One disc of this special two-record set presents a varied potpourri of unusual musical items, recorded between 1964 and 1972, and apparently lying around ever since, until the appropriate opportunity arose. The other record is called “A Glenn Gould Fantasy,” in which the pianist indulges another of his chief enthusiasms—the creation of elaborately mixed and edited audio productions. Gould has produced a number of such aural documentaries—not all specifically related to music—for the Canadian Broadcasting Corporation, generating the sort of controversy that seems to accompany most of his endeavors.

As the list of contents shows, the first disc covers a wide musical range, but each little piece receives the microscopic attention to detail that marks all of Gould’s work. For me, the most rewarding item is the first movement from the Liszt transcription of Beethoven’s “Pastoral” Symphony. Is it not typically perverse of Gould to select a portion of the one Beethoven symphony whose effect is most dependent on orchestral color? How­ever, my skepticism disappeared when I heard the first phrase. Gould brings this music to life with a depth of understanding that rivals that of the great Beethoven conductors, and the absence of the orchestra, rather than a liability, becomes a virtue, as the pianist exerts precise control over the course of every musical strand. The radiance of the piano tone itself and the novelty of hearing certain textures and figurations on the piano are particu­larly exciting. Only during the development section does Gould’s highly analytical inter­pretation draw attention to weaknesses in the structure of the movement itself, making it sound even sillier than usual.
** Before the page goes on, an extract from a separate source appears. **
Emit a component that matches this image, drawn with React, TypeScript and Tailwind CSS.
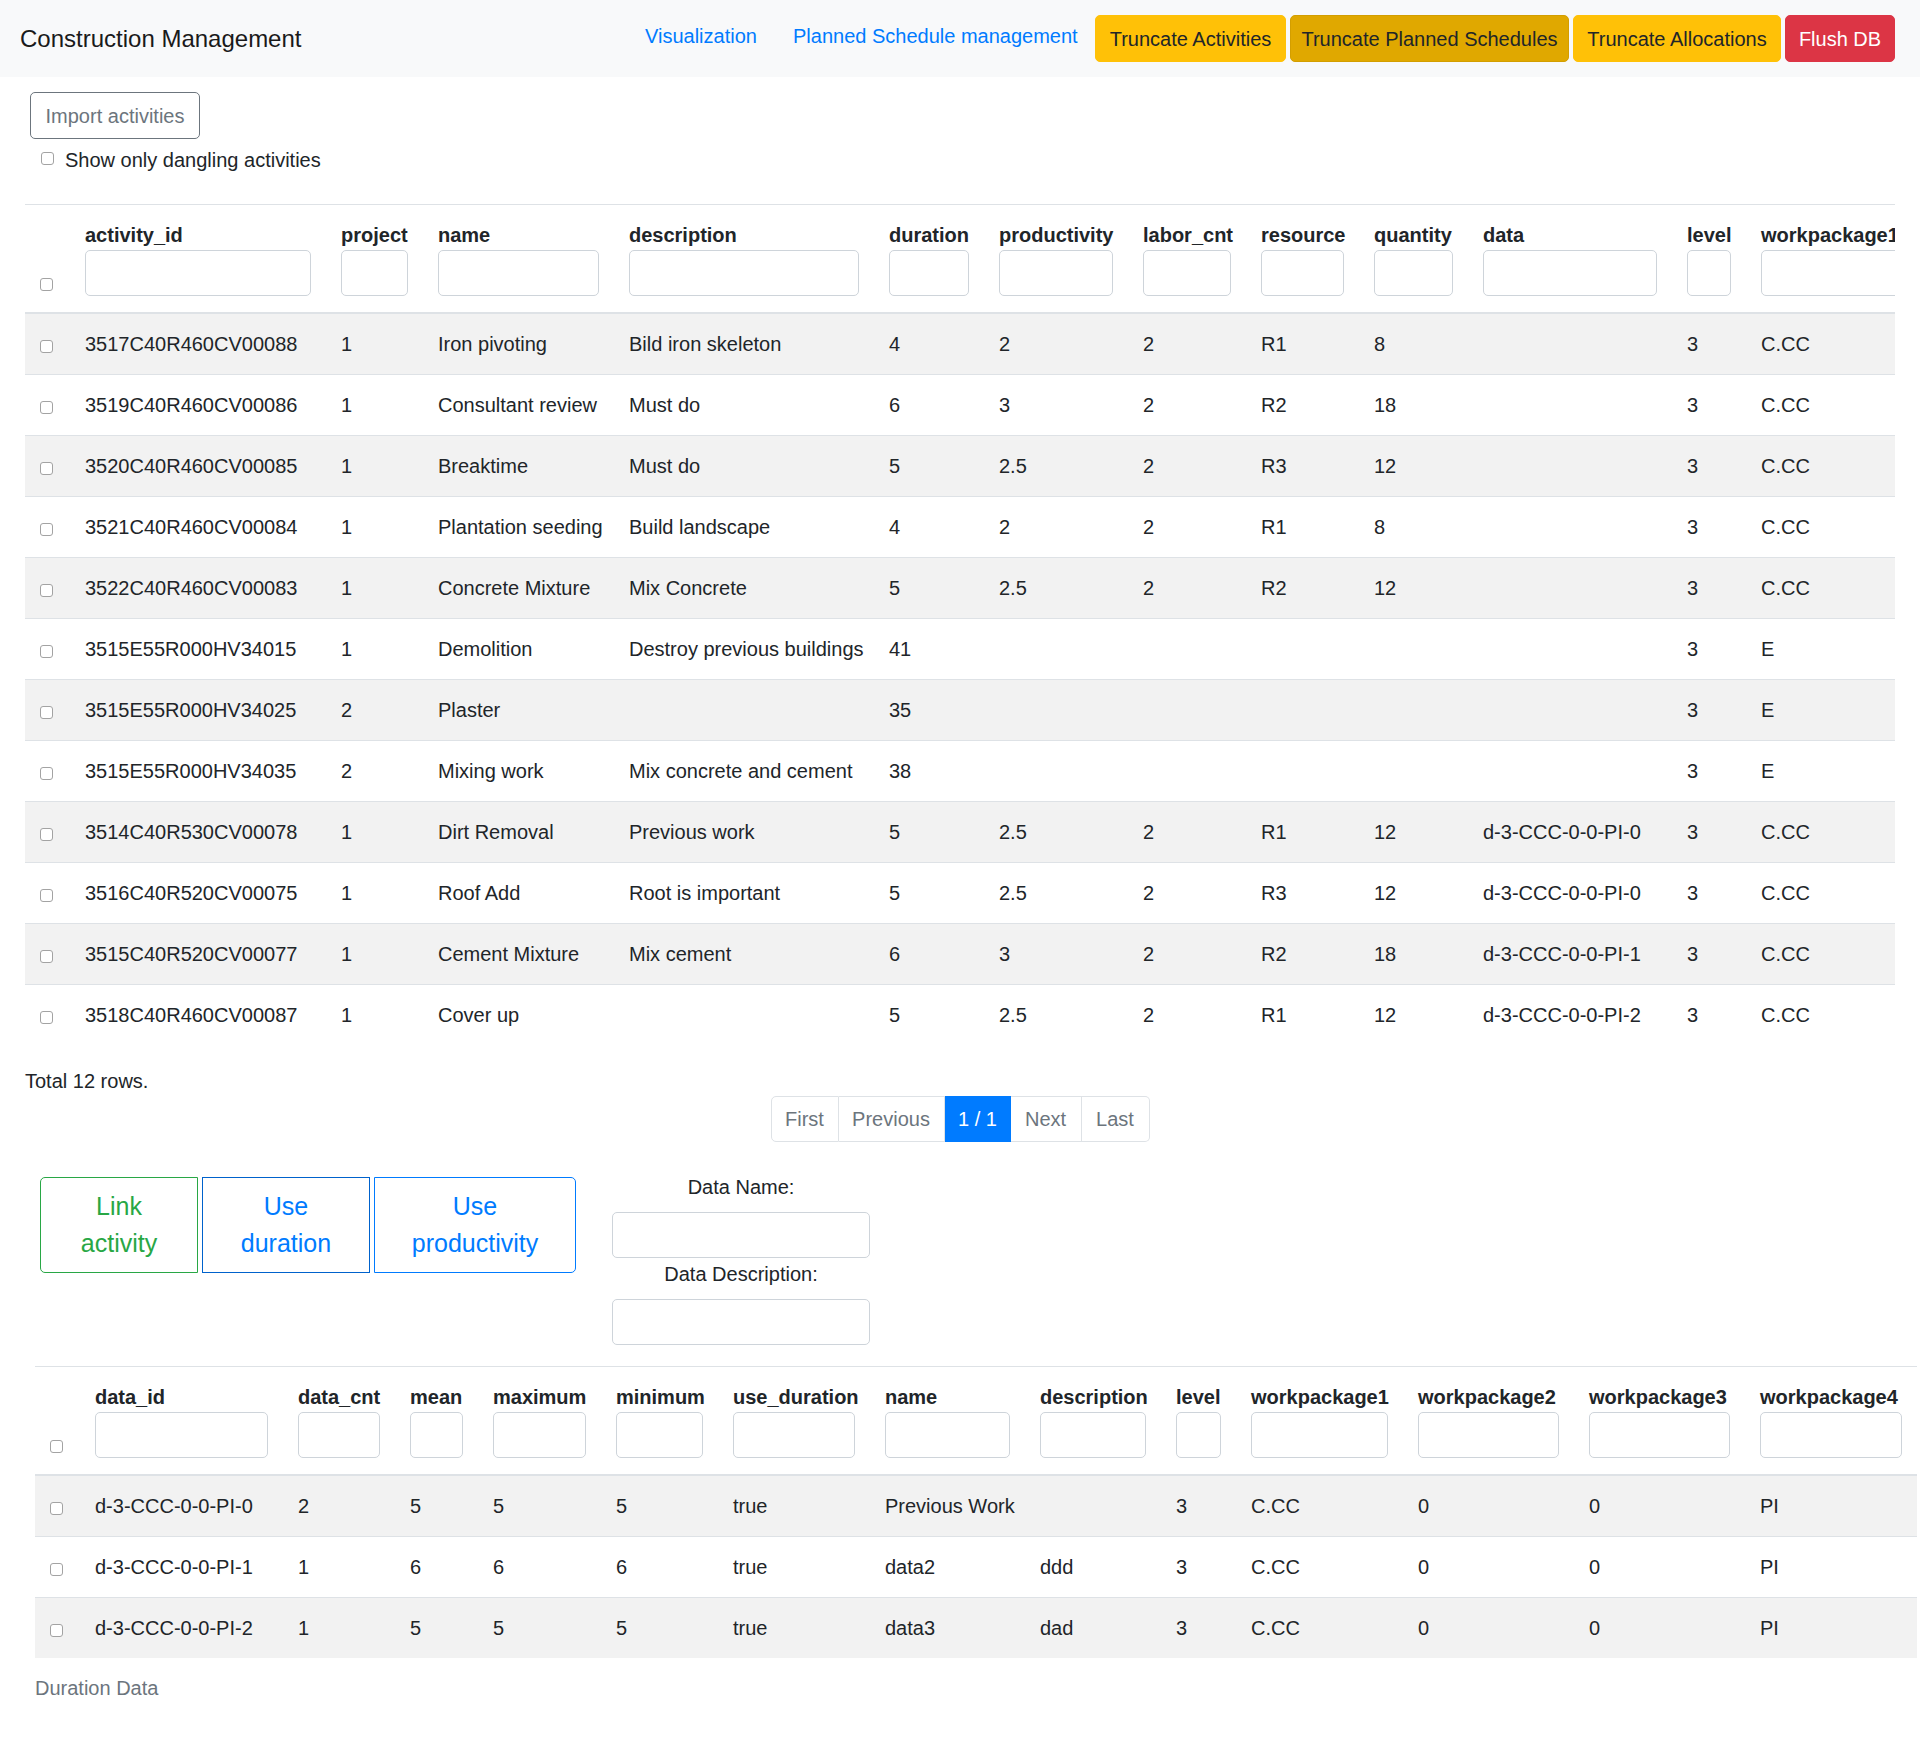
import React from "react";

type Col = { label: string; w: string };

const cols1: Col[] = [
  { label: "activity_id", w: "w-[256px]" },
  { label: "project", w: "w-[97px]" },
  { label: "name", w: "w-[191px]" },
  { label: "description", w: "w-[260px]" },
  { label: "duration", w: "w-[110px]" },
  { label: "productivity", w: "w-[144px]" },
  { label: "labor_cnt", w: "w-[118px]" },
  { label: "resource", w: "w-[113px]" },
  { label: "quantity", w: "w-[109px]" },
  { label: "data", w: "w-[204px]" },
  { label: "level", w: "w-[74px]" },
  { label: "workpackage1", w: "w-[190px]" },
];

const rows1: string[][] = [
  ["3517C40R460CV00088", "1", "Iron pivoting", "Bild iron skeleton", "4", "2", "2", "R1", "8", "", "3", "C.CC"],
  ["3519C40R460CV00086", "1", "Consultant review", "Must do", "6", "3", "2", "R2", "18", "", "3", "C.CC"],
  ["3520C40R460CV00085", "1", "Breaktime", "Must do", "5", "2.5", "2", "R3", "12", "", "3", "C.CC"],
  ["3521C40R460CV00084", "1", "Plantation seeding", "Build landscape", "4", "2", "2", "R1", "8", "", "3", "C.CC"],
  ["3522C40R460CV00083", "1", "Concrete Mixture", "Mix Concrete", "5", "2.5", "2", "R2", "12", "", "3", "C.CC"],
  ["3515E55R000HV34015", "1", "Demolition", "Destroy previous buildings", "41", "", "", "", "", "", "3", "E"],
  ["3515E55R000HV34025", "2", "Plaster", "", "35", "", "", "", "", "", "3", "E"],
  ["3515E55R000HV34035", "2", "Mixing work", "Mix concrete and cement", "38", "", "", "", "", "", "3", "E"],
  ["3514C40R530CV00078", "1", "Dirt Removal", "Previous work", "5", "2.5", "2", "R1", "12", "d-3-CCC-0-0-PI-0", "3", "C.CC"],
  ["3516C40R520CV00075", "1", "Roof Add", "Root is important", "5", "2.5", "2", "R3", "12", "d-3-CCC-0-0-PI-0", "3", "C.CC"],
  ["3515C40R520CV00077", "1", "Cement Mixture", "Mix cement", "6", "3", "2", "R2", "18", "d-3-CCC-0-0-PI-1", "3", "C.CC"],
  ["3518C40R460CV00087", "1", "Cover up", "", "5", "2.5", "2", "R1", "12", "d-3-CCC-0-0-PI-2", "3", "C.CC"],
];

const cols2: Col[] = [
  { label: "data_id", w: "w-[203px]" },
  { label: "data_cnt", w: "w-[112px]" },
  { label: "mean", w: "w-[83px]" },
  { label: "maximum", w: "w-[123px]" },
  { label: "minimum", w: "w-[117px]" },
  { label: "use_duration", w: "w-[152px]" },
  { label: "name", w: "w-[155px]" },
  { label: "description", w: "w-[136px]" },
  { label: "level", w: "w-[75px]" },
  { label: "workpackage1", w: "w-[167px]" },
  { label: "workpackage2", w: "w-[171px]" },
  { label: "workpackage3", w: "w-[171px]" },
  { label: "workpackage4", w: "w-[172px]" },
];

const rows2: string[][] = [
  ["d-3-CCC-0-0-PI-0", "2", "5", "5", "5", "true", "Previous Work", "", "3", "C.CC", "0", "0", "PI"],
  ["d-3-CCC-0-0-PI-1", "1", "6", "6", "6", "true", "data2", "ddd", "3", "C.CC", "0", "0", "PI"],
  ["d-3-CCC-0-0-PI-2", "1", "5", "5", "5", "true", "data3", "dad", "3", "C.CC", "0", "0", "PI"],
];

function Cb() {
  return <span className="block w-[13px] h-[13px] rounded-[3px] border border-[#a3a3a3] bg-white" />;
}

function DataTable({
  cols,
  rows,
  tableW,
  caption,
}: {
  cols: Col[];
  rows: string[][];
  tableW: string;
  caption?: string;
}) {
  return (
    <table className={`table-fixed border-collapse text-[20px] text-[#212529] ${tableW}`}>
      <colgroup>
        <col className="w-[45px]" />
        {cols.map((c) => (
          <col key={c.label} className={c.w} />
        ))}
      </colgroup>
      <thead>
        <tr>
          <th className="border-t border-b-2 border-[#dee2e6] pl-[15px] pr-[15px] pb-[21px] align-bottom">
            <Cb />
          </th>
          {cols.map((c) => (
            <th
              key={c.label}
              className="border-t border-b-2 border-[#dee2e6] px-[15px] pt-[15px] pb-[16px] text-left align-bottom font-bold"
            >
              <div className="leading-[30px] whitespace-nowrap">{c.label}</div>
              <div className="h-[46px] w-full rounded-[5px] border border-[#ced4da] bg-white" />
            </th>
          ))}
        </tr>
      </thead>
      <tbody>
        {rows.map((r, i) => (
          <tr key={i} className={i % 2 === 0 ? "bg-[#f2f2f2]" : "bg-white"}>
            <td className="border-t border-[#dee2e6] pl-[15px] pr-[15px] py-[15px] align-top">
              <div className="pt-[11px]">
                <Cb />
              </div>
            </td>
            {r.map((v, j) => (
              <td
                key={j}
                className="border-t border-[#dee2e6] px-[15px] py-[15px] leading-[30px] align-top whitespace-nowrap"
              >
                {v}
              </td>
            ))}
          </tr>
        ))}
      </tbody>
      {caption ? (
        <caption className="caption-bottom text-left text-[#6c757d] py-[15px] leading-[30px]">{caption}</caption>
      ) : null}
    </table>
  );
}

export default function App() {
  return (
    <div className="w-[1920px] bg-white font-['Liberation_Sans',Arial,sans-serif] text-[20px] text-[#212529] pb-[40px]">
      {/* Navbar */}
      <div className="h-[77px] w-full bg-[#f8f9fa] flex items-center pl-[20px] pr-[25px]">
        <div className="text-[24px] leading-[37px] text-[#1a1a1a] whitespace-nowrap">Construction Management</div>
        <div className="ml-auto flex items-center">
          <div className="flex items-center gap-[39px] mb-[6px]">
            <span className="w-[109px] text-[#007bff] leading-[30px] whitespace-nowrap">Visualization</span>
            <span className="w-[277px] text-[#007bff] leading-[30px] whitespace-nowrap">Planned Schedule management</span>
          </div>
          <div className="ml-[25px] flex items-center gap-[4px]">
            <button className="h-[47px] w-[191px] rounded-[5px] bg-[#ffc107] border border-[#ffc107] text-[#212529] whitespace-nowrap">
              Truncate Activities
            </button>
            <button className="h-[47px] w-[279px] rounded-[5px] bg-[#e0a800] border border-[#d39e00] text-[#212529] whitespace-nowrap">
              Truncate Planned Schedules
            </button>
            <button className="h-[47px] w-[208px] rounded-[5px] bg-[#ffc107] border border-[#ffc107] text-[#212529] whitespace-nowrap">
              Truncate Allocations
            </button>
            <button className="h-[47px] w-[110px] rounded-[5px] bg-[#dc3545] border border-[#dc3545] text-white whitespace-nowrap">
              Flush DB
            </button>
          </div>
        </div>
      </div>

      {/* Import */}
      <div className="pl-[30px] pt-[15px]">
        <button className="h-[47px] w-[170px] rounded-[5px] border border-[#6c757d] text-[#6c757d] whitespace-nowrap">
          Import activities
        </button>
      </div>
      <div className="mt-[6px] ml-[41px] flex items-center gap-[11px] h-[30px]">
        <span className="mb-[3px]">
          <Cb />
        </span>
        <span className="leading-[30px] whitespace-nowrap">Show only dangling activities</span>
      </div>

      {/* Table 1 */}
      <div className="mt-[29px] ml-[25px] w-[1870px] overflow-hidden">
        <DataTable cols={cols1} rows={rows1} tableW="w-[1910px]" />
      </div>

      <div className="mt-[21px] ml-[25px] leading-[30px]">Total 12 rows.</div>

      {/* Pagination */}
      <div className="flex justify-center">
        <div className="flex h-[46px] text-[#6c757d]">
          <span className="w-[68px] flex items-center justify-center border border-[#dee2e6] rounded-l-[5px]">First</span>
          <span className="w-[106px] flex items-center justify-center border-y border-r border-[#dee2e6]">Previous</span>
          <span className="w-[66px] flex items-center justify-center bg-[#007bff] border border-[#007bff] text-white">1 / 1</span>
          <span className="w-[71px] flex items-center justify-center border-y border-r border-[#dee2e6]">Next</span>
          <span className="w-[68px] flex items-center justify-center border-y border-r border-[#dee2e6] rounded-r-[5px]">Last</span>
        </div>
      </div>

      {/* Buttons + form */}
      <div className="mt-[30px] flex items-start">
        <div className="ml-[40px] mt-[5px] flex gap-[4px] text-[25px] leading-[37.5px]">
          <button className="h-[96px] w-[158px] rounded-l-[5px] border border-[#28a745] text-[#28a745] text-center">
            Link
            <br />
            activity
          </button>
          <button className="h-[96px] w-[168px] border border-[#0062cc] text-[#007bff] text-center">
            Use
            <br />
            duration
          </button>
          <button className="h-[96px] w-[202px] rounded-r-[5px] border border-[#007bff] text-[#007bff] text-center">
            Use
            <br />
            productivity
          </button>
        </div>
        <div className="ml-[36px] w-[258px] flex flex-col items-center">
          <div className="leading-[30px] whitespace-nowrap">Data Name:</div>
          <div className="mt-[10px] h-[46px] w-full rounded-[5px] border border-[#ced4da] bg-white" />
          <div className="mt-[1px] leading-[30px] whitespace-nowrap">Data Description:</div>
          <div className="mt-[10px] h-[46px] w-full rounded-[5px] border border-[#ced4da] bg-white" />
        </div>
      </div>

      {/* Table 2 */}
      <div className="mt-[21px] ml-[35px]">
        <DataTable cols={cols2} rows={rows2} tableW="w-[1882px]" caption="Duration Data" />
      </div>
    </div>
  );
}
The other particularly interesting item is Gould’s own little composition So You Want to Write a Fugue. Since it was recorded in 1964, this gem has floated around on various limited issues, but this is its first “official” commercial release. Scored for vocal quartet and string quartet, it is a rare accomplishment: a funny piece of music that can actually be enjoyed as music or as fun, and whose wit is integrated into the musical structure itself. Without explaining the joke, I will say that it is a tour de force of contrapuntal technique, style mimicry, quotation weaving, and interaction between words and music. The performers manage well with the work’s considerable difficulties in execution, al­though the sound quality is awfully tight and constricted.

The remainder of the pieces are all in the way of odds and ends, although each is done thoughtfully and in exquisite taste. Only in the sonata by C.P.E. Bach did I feel that an effort was made to force more meaning than there is into the essentially empty music.

The second disc helps us to know Glenn Gould the man, although his articles and reviews over the years have modified the early view of him as a gifted sociopath into the impression of a verbally articulate, witty, and unconventional thinker with a wide range of interests (I remember with amusement his analytical reflection on the artistic significance of Petula Clark) who happens to be an eccentric, solitary sort. Perhaps I should add that, as someone who agrees that public musical performance is an anachronistic social vestige, soon to become obsolete, which appeals to the lower qualities of the audience, and is limited in artistic potential compared with the possibilities of recording—possibilities that Gould has been among the more adventurous in exploring—I look with approval on both his retirement from public performance and on his use of the recording medium as an artistic end in itself. Nevertheless, “A Glenn Gould Fantasy” suggests quite explicitly some deeper aspects of the pianist’s professional behavior.

The “Fantasy” takes the form of a radio program in which Gould confronts an assortment of questioners: a cerebral German abstractionist, a snide English stylistic purist, an American avant-garde hipster, and a belligerent Hungarian social realist. All but the last are portrayed, in appropriate dialect, by Gould himself. The “group” discusses such topics as the performance on the piano of music originally conceived for other instruments, the problem of retaining spontaneity in repeated performances, the recording of music as analogous to the creation of film, and the significance of Gould’s sound docu­mentaries. Gould has covered much of this ground elsewhere, although those unfamiliar with his points of view on these matters, and those unfamiliar with his various radio and television personae, will probably find the production entertaining.

But, in truth, this “Fantasy” is a tremendously self-indulgent ego trip; much of the 55 minutes is wasted on sophomoric foolishness, and a good deal is simply not as funny or as interesting as Gould seems to think it is. One gains the impression that Gould is rather like a precocious child who entertains himself in elaborate play with expensive toys in lieu of human interaction. In discussing the themes that underlie his “Solitude Trilogy” of sound documentaries, he describes his interest in people “who want to be in the world, but not of the world,” in people who refuse “to be drawn into the Zeitgeist,” the “tremendously tyrannical force [that] has to be overthrown in one’s life.” It is not a very radical leap to suggest that the themes of isolation and solitude have extreme personal significance for Gould, who, renouncing the dangers of spontaneous interaction with reality, has found through technological manipulations a means of exerting total control over all communication with the surrounding society (through recordings, articles, sound documentaries, and fabricated hypothetical interviews). There is thus a hot-house quality to his humor and to the imaginary personages with whom he populates his fantasies that reflects a psychological world into which stimuli are carefully filtered. That this may be an underlying psychodynamic does not invalidate the decisions he has made as a musician, nor even the ostensible rationales for these decisions. But it does shed some light on this reclusive personality who has been a unique and enigmatic figure on the musical horizon for the past quarter-century, and on the strange objective intimacy of his musicianship as well.